Contributed Talk - Splinter Solar

Wednesday, 23 September 2020, 11:49   (virtual room L)

Characterizing the spatial pattern of solar supergranulation using the bispectrum

Vincent G. A. Böning1, Aaron C. Birch1, Laurent Gizon1,2,3, Thomas L. Duvall Jr.1, and Jesper Schou1
1 MPI für Sonnensystemforschung, 2 Institut für Astrophysik, Universität Göttingen

Our aim is to statistically characterize the spatial pattern of solar supergranulation beyond the power spectrum. The next-order statistic is the bispectrum. It measures correlations of three Fourier components and is related to the nonlinearities in the underlying physics. It also characterizes how a skewness in the dataset is generated by the coupling of three Fourier components.
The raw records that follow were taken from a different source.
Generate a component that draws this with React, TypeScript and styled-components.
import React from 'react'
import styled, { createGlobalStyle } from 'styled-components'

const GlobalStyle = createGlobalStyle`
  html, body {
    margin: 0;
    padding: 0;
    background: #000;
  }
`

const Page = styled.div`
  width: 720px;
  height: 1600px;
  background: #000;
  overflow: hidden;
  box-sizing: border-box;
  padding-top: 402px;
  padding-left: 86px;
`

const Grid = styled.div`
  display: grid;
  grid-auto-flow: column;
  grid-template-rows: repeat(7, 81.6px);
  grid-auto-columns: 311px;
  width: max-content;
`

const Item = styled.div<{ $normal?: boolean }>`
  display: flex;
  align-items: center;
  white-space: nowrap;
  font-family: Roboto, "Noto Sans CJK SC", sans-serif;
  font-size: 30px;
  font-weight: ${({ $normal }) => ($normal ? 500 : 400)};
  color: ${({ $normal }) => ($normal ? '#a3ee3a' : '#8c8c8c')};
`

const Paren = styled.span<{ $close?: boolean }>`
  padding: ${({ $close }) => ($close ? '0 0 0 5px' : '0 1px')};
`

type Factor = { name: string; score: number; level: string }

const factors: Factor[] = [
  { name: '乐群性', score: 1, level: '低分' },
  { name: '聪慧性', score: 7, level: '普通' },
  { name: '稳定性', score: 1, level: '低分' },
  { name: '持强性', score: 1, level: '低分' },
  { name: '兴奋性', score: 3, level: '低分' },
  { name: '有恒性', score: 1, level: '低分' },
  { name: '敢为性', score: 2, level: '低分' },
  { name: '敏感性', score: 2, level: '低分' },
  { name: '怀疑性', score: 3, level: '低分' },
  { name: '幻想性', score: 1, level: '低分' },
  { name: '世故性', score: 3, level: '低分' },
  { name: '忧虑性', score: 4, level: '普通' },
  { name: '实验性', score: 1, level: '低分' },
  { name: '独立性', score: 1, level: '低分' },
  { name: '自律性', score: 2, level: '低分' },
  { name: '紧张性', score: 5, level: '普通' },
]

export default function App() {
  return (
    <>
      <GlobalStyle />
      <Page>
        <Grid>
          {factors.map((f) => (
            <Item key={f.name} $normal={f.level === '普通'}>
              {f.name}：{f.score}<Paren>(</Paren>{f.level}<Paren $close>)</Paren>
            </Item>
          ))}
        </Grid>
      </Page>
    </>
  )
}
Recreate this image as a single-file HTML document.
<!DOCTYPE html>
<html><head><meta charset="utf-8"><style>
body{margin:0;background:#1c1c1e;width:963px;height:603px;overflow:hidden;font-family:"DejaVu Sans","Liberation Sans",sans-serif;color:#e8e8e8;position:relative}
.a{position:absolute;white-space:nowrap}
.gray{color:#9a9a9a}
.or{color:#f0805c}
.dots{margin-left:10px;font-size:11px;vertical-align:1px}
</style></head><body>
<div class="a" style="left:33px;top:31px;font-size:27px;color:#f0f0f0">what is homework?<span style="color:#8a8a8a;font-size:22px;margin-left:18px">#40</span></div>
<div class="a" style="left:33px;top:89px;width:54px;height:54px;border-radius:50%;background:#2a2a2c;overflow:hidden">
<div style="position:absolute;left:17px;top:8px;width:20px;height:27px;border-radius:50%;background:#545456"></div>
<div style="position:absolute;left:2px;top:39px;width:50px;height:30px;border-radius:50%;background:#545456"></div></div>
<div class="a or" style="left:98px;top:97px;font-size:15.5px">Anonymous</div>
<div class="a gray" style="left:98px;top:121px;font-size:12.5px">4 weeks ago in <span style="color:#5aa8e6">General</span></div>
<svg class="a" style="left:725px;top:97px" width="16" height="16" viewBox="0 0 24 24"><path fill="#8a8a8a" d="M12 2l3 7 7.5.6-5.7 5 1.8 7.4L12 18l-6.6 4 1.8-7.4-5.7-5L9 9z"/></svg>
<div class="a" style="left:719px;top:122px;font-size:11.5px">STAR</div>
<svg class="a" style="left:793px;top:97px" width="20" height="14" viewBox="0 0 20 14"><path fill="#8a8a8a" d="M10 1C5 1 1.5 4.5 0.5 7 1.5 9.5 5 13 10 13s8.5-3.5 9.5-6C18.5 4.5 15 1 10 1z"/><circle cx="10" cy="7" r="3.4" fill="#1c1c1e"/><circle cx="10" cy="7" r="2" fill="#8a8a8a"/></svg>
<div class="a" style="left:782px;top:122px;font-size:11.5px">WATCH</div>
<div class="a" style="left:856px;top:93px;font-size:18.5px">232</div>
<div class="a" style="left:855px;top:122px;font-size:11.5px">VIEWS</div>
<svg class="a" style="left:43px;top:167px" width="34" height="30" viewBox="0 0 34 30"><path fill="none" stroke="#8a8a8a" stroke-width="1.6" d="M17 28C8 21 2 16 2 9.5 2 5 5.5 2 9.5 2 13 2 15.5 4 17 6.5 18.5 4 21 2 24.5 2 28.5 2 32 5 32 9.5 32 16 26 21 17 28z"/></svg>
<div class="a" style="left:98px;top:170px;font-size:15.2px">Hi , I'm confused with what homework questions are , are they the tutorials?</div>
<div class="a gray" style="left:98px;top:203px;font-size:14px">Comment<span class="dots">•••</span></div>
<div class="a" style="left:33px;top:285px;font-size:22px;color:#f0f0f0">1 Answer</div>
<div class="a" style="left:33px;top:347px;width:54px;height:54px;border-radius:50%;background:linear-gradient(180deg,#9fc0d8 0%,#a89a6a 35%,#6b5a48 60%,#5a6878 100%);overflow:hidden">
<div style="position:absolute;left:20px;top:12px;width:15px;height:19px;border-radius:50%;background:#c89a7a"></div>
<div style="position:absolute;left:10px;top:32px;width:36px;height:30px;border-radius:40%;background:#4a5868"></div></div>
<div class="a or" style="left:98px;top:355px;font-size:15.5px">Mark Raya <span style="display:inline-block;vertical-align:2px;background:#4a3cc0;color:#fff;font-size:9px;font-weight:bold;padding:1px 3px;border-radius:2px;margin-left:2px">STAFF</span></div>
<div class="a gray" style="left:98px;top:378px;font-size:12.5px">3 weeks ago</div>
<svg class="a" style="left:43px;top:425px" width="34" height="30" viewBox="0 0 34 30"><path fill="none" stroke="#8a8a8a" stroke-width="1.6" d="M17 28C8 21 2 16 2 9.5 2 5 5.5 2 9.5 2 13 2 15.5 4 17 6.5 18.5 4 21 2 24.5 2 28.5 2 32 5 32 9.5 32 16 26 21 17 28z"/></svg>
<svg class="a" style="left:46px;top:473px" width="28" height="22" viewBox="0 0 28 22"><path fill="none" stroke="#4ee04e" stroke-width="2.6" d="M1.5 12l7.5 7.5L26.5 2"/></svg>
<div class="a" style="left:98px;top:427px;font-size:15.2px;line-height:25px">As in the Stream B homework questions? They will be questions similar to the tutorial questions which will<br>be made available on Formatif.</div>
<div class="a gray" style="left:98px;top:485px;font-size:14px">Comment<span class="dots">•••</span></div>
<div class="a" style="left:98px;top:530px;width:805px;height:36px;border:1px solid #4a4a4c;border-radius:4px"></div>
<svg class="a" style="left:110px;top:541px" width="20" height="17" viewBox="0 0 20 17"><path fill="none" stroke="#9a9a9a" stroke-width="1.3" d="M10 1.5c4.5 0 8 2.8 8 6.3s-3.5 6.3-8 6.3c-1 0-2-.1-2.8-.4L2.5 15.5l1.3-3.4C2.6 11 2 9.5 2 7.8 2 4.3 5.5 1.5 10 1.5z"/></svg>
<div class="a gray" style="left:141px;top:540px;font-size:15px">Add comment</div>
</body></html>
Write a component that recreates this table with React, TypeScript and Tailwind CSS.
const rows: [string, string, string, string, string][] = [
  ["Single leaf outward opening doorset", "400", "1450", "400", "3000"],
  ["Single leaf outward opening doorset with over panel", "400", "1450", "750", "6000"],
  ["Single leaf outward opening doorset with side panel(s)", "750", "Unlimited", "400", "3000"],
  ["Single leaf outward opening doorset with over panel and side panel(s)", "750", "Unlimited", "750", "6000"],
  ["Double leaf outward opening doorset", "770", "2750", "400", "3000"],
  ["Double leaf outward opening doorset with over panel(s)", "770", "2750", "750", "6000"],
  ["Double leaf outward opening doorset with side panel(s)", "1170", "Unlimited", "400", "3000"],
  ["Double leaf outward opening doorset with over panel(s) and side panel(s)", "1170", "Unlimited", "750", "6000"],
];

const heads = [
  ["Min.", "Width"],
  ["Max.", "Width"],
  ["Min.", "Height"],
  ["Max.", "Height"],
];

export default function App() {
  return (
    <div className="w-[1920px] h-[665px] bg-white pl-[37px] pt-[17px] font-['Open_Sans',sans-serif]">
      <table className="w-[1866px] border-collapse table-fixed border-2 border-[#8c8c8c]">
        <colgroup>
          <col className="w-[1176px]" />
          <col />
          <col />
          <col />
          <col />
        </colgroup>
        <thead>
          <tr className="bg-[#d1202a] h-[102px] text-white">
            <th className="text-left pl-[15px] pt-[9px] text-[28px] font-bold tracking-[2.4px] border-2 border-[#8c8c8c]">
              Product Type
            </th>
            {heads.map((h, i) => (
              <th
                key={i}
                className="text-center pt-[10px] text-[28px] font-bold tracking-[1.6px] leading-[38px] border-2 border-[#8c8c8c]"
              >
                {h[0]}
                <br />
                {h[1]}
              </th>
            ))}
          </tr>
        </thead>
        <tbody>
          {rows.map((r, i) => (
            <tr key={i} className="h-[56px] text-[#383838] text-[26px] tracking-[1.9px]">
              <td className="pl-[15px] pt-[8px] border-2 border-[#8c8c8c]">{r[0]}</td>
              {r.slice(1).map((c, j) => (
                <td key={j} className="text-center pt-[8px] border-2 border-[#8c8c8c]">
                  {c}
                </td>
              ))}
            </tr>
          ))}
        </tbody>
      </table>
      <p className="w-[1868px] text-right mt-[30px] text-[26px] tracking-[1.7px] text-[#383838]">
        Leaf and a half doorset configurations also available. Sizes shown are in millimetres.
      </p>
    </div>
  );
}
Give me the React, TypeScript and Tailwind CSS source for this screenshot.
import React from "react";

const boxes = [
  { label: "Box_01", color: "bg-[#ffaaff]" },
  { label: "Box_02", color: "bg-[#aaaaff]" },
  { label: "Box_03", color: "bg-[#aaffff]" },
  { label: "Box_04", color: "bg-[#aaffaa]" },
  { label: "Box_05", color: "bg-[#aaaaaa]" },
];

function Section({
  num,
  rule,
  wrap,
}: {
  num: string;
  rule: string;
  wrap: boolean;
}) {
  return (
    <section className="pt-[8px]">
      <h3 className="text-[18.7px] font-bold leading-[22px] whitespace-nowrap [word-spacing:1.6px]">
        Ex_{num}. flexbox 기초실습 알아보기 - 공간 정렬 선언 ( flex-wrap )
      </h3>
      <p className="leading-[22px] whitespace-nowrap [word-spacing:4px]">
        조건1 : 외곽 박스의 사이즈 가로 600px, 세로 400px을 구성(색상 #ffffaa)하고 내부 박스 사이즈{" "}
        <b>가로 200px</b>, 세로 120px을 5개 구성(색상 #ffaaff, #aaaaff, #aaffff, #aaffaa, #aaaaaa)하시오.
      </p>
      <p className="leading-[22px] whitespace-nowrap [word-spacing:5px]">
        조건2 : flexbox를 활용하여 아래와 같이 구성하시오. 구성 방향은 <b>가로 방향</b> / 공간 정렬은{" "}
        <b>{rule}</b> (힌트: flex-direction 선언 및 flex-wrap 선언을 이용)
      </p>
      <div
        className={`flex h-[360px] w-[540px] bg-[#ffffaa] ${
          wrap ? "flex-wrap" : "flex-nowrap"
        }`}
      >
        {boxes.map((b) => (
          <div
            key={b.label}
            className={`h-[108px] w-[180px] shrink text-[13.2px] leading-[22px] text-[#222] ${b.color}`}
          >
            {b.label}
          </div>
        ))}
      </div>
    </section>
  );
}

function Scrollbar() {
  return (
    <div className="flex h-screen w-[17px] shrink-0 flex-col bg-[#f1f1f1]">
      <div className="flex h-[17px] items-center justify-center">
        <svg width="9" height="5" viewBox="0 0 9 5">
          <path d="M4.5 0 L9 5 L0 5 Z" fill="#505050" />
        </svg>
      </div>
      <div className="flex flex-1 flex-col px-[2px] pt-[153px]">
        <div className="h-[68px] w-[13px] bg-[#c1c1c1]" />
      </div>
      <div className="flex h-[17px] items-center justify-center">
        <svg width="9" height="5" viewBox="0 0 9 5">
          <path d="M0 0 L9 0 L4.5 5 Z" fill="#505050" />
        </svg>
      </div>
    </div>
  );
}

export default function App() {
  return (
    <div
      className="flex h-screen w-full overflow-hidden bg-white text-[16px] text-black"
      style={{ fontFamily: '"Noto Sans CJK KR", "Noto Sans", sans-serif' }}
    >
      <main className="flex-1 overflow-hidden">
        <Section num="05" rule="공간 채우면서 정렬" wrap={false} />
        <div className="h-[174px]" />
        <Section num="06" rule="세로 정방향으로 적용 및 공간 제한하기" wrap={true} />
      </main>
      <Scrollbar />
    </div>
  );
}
We estimated the bispectrum of supergranular horizontal surface divergence maps that were obtained using local correlation tracking (LCT) and time-distance helioseismology (TD) from one year of data from the helioseismic and magnetic imager on-board the solar dynamics observatory starting in May 2010. We find significantly nonzero and consistent estimates for the bispectrum using LCT and TD. The strongest nonlinearity is present when the three coupling wave vectors are at the supergranular scale. These are the same wave vectors that are present in regular hexagons, which have been used in analytical studies of solar convection. At these Fourier components, the bispectrum is positive, consistent with the positive skewness in the data and consistent with supergranules preferentially consisting of outflows surrounded by a network of inflows. We use the bispectral estimates to generate synthetic divergence maps that are very similar to the data. This is done by a model that consists of a Gaussian term and a weaker quadratic nonlinear component. Using this method, we estimate the fraction of the variance in the divergence maps from the nonlinear component to be of the order of 4–6%. We propose that bispectral analysis is useful for understanding the dynamics of solar turbulent convection, for example for comparing observations and numerical models of supergranular flows. This analysis may also be useful to generate synthetic flow fields.